Software comparison framework helps small business buyers evaluate workflows, integrations, pricing, and vendor risk before purchase decisions.
Compare workflows before feature lists
Feature grids are useful, but they can also make weak products look strong. A comparison should begin with the workflow your team needs to complete. If the workflow is unclear, every platform will look acceptable during a demo and disappointing after purchase.
Before comparing vendors, write a one-page process map. Include who starts the work, what information they need, what approval steps happen, and where the final output goes. Then compare how each tool handles that actual path.
- Define the daily or weekly workflow the tool must support.
- List the systems it must connect with.
- Identify the team members who will use it most often.
- Separate must-have requirements from nice-to-have features.
Use a weighted decision table
Small teams should avoid treating every criterion as equal. A beautiful interface does not compensate for missing accounting export, weak permissions, or poor CRM sync if those items are central to the workflow. Weighted scoring keeps the decision tied to operational reality.

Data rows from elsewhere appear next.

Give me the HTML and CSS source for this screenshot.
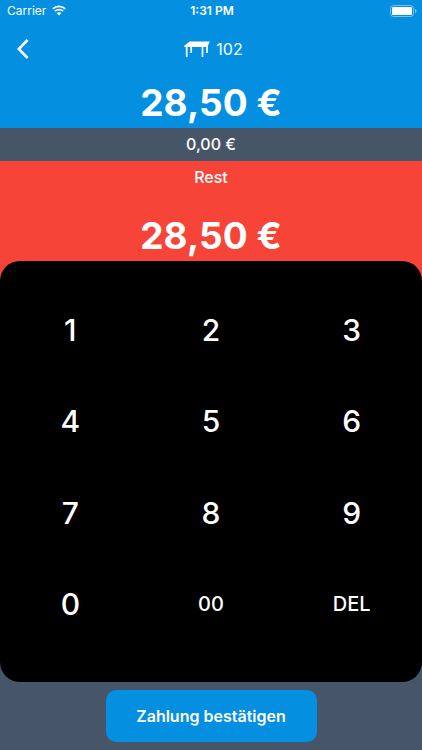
FILE: index.html
```html
<!DOCTYPE html>
<html lang="de">
<head>
<meta charset="utf-8">
<meta name="viewport" content="width=device-width, initial-scale=1">
<title>Zahlung</title>
<link rel="stylesheet" href="styles.css">
</head>
<body>
<header class="top">
  <div class="status">
    <div class="carrier">
      <span>Carrier</span>
      <svg class="wifi" viewBox="0 0 14 11" aria-hidden="true">
        <path d="M0.8 3.9C4.3 0.5 9.7 0.5 13.2 3.9M2.9 6.2C5.2 4 8.8 4 11.1 6.2" fill="none" stroke="currentColor" stroke-width="1.8"/>
        <path d="M4.6 8.1C6 6.8 8 6.8 9.4 8.1L7 10.6Z" fill="currentColor"/>
      </svg>
    </div>
    <span class="time">1:31 PM</span>
    <svg class="battery" viewBox="0 0 27 12" aria-hidden="true">
      <rect x="0.5" y="0.5" width="23" height="11" rx="3" fill="none" stroke="#fff" stroke-opacity=".45"/>
      <rect x="2" y="2" width="20" height="8" rx="1" fill="#fff"/>
      <path d="M25 4V8C27 7.4 27 4.6 25 4Z" fill="#fff" fill-opacity=".5"/>
    </svg>
  </div>
  <div class="nav">
    <button class="back" type="button" aria-label="Zurück">
      <svg viewBox="0 0 12 20" aria-hidden="true"><path d="M10.6 1L1.8 10L10.6 19" fill="none" stroke="currentColor" stroke-width="2.6"/></svg>
    </button>
    <h1 class="title">
      <svg class="table-icon" viewBox="0 0 26 16" aria-hidden="true">
        <path d="M5.7 0.5H25.8L23.4 6H0.2V4.7Z" fill="currentColor"/>
        <path d="M2.7 5V16M18.5 5V16M7.2 5V12M23 3V12" fill="none" stroke="currentColor" stroke-width="1.7"/>
      </svg>
      <span>102</span>
    </h1>
  </div>
  <div class="amount">28,50 €</div>
</header>
<main class="main">
  <div class="paid">0,00 €</div>
  <section class="rest">
    <h2 class="rest-label">Rest</h2>
    <div class="amount">28,50 €</div>
  </section>
  <div class="keypad">
    <button type="button">1</button>
    <button type="button">2</button>
    <button type="button">3</button>
    <button type="button">4</button>
    <button type="button">5</button>
    <button type="button">6</button>
    <button type="button">7</button>
    <button type="button">8</button>
    <button type="button">9</button>
    <button type="button">0</button>
    <button type="button" class="small">00</button>
    <button type="button" class="small">DEL</button>
  </div>
</main>
<footer class="footer">
  <button class="confirm" type="button">Zahlung bestätigen</button>
</footer>
</body>
</html>
```

FILE: styles.css
```css
* {
  box-sizing: border-box;
}

body {
  margin: 0;
  min-height: 100vh;
  display: flex;
  flex-direction: column;
  background: #475569;
  color: #fff;
  font-family: Inter, "Liberation Sans", sans-serif;
  font-size: 16px;
}

button {
  border: 0;
  padding: 0;
  background: none;
  color: inherit;
  font: inherit;
  cursor: pointer;
}

h1,
h2 {
  margin: 0;
  font-size: 16px;
  font-weight: 500;
}

svg {
  display: block;
}

.top {
  background: #048fe1;
}

.status {
  height: 21px;
  padding: 0 5px 0 7px;
  display: grid;
  grid-template-columns: 1fr auto 1fr;
  align-items: center;
  font-size: 12px;
}

.carrier {
  display: flex;
  align-items: center;
  gap: 6px;
}

.wifi {
  width: 14px;
  height: 11px;
}

.time {
  font-weight: 600;
}

.battery {
  width: 27px;
  height: 12px;
  justify-self: end;
}

.nav {
  height: 56px;
  padding: 0 12px 0 17px;
  display: grid;
  grid-template-columns: 1fr auto 1fr;
  align-items: center;
}

.back {
  justify-self: start;
}

.back svg {
  width: 12px;
  height: 20px;
}

.title {
  display: flex;
  align-items: center;
  gap: 6px;
  font-weight: 400;
}

.table-icon {
  width: 26px;
  height: 16px;
}

.amount {
  height: 51px;
  line-height: 52px;
  text-align: center;
  font-size: 37px;
  font-weight: 700;
}

.main {
  flex: 1;
  display: flex;
  flex-direction: column;
}

.paid {
  height: 33px;
  line-height: 33px;
  text-align: center;
  font-weight: 500;
}

.rest {
  padding-bottom: 20px;
  background: #f64438;
  text-align: center;
}

.rest-label {
  height: 49px;
  line-height: 33px;
}

.keypad {
  flex: 1;
  margin-top: -20px;
  padding: 23px 0 32px;
  display: grid;
  grid-template-columns: repeat(3, 1fr);
  grid-auto-rows: 1fr;
  border-radius: 20px;
  background: #000;
  font-size: 30px;
  font-weight: 500;
}

.small {
  font-size: 20px;
}

.footer {
  padding: 8px 0;
  display: flex;
  justify-content: center;
}

.confirm {
  width: 50%;
  min-width: 180px;
  height: 52px;
  border-radius: 10px;
  background: #048fe1;
  font-weight: 600;
}
```
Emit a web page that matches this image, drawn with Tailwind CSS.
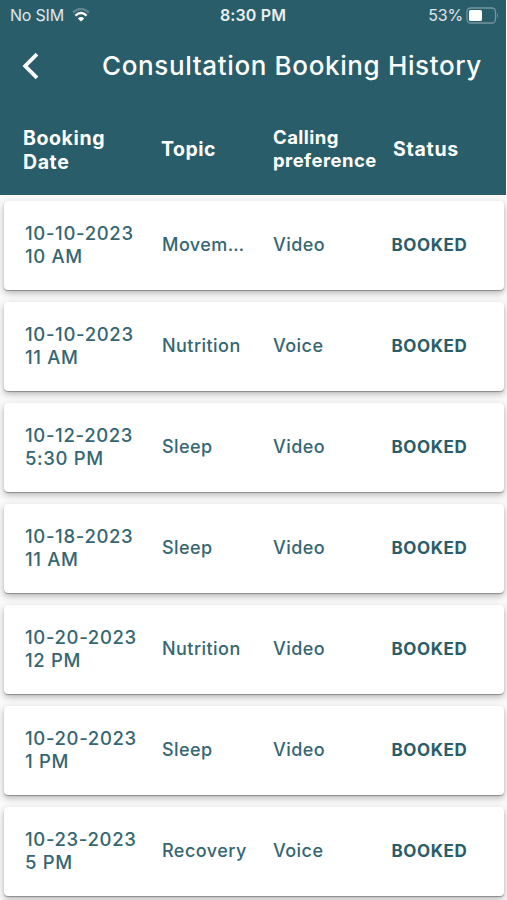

| Criterion | Suggested weight | Why it matters |
|---|---|---|
| Core workflow fit | 35% | The tool must solve the main job first |
| Integrations | 20% | Manual copying destroys adoption |
| Ease of use | 15% | Small teams have limited training time |
| Admin and security | 15% | Controls matter once data grows |
| Total cost | 15% | Seat growth and add-ons change the real price |
Watch for pricing traps
A comparison should look beyond the entry plan. Many tools reserve automation, reporting, permissions, API access, or support for higher tiers. That does not make the vendor bad, but it means the cheapest visible plan may not be the plan your team can actually run on.
Instead of comparing headline prices, compare the plan that includes the workflow you need. Then model the cost at today's team size and at the team size you expect in 12 months.
- Check whether automation is included or gated.
- Confirm the number of users, records, projects, or contacts allowed.
- Look for required implementation or onboarding fees.
- Review cancellation, export, and data retention terms.
Run a realistic trial
A trial should not be a tour. It should be a small version of real work. Import a sample dataset, invite the people who will actually use the software, and complete one end-to-end process. The winner is not the tool with the most impressive demo; it is the tool that creates the fewest new chores.
- Test with real examples, not vendor sample data.
- Require every shortlisted vendor to complete the same tasks.
- Document blockers during setup.
- Choose the tool that your team can sustain without heroics.
Bottom line
The best software comparison starts with your workflow, not the feature list. Small business owners who prioritize integration fit and adoption ease over headline features make faster decisions and see better long-term returns. A weighted decision table keeps you honest when vendors are polished and timelines are tight.
Your next step is simple: write that one-page process map before you schedule another demo. Document who touches the work, what data moves where, and which systems must connect. Then test each shortlisted tool with real data and real team members—not vendor sample data or a sales rep's guided tour. A realistic trial surfaces the friction that feature grids hide. Watch for pricing traps by modeling the actual plan your team can run on (not the entry-level plan), and confirm whether automation, reporting, and API access live on higher tiers.
Once you have completed trials with three serious contenders, use your weighted table to score them against workflow fit (35%), integrations (20%), ease of use (15%), admin and security (15%), and total cost (15%). The winner will not be the tool with the longest feature list or the most impressive demo—it will be the tool that creates the fewest new chores and survives a busy week without heroics. That clarity is worth the extra work upfront and will save your team months of frustration after purchase.
- Choose the tool that handles your core workflow best if workflow fit is worth more to you than price or interface polish.
- Choose the tool with the strongest integrations to your existing stack if manual data work drains your team's time and breaks adoption.
- Choose the tool that requires the least setup and training if your small team has no dedicated implementation resource and limited budget for onboarding.
Start your process map today—your next software decision depends on it.
FAQ
How many software products should a small business compare?
Three serious options is usually enough. More than that often slows the decision without improving quality.
What is the biggest software comparison mistake?
The biggest mistake is choosing by feature count instead of workflow fit, adoption effort, and integration quality.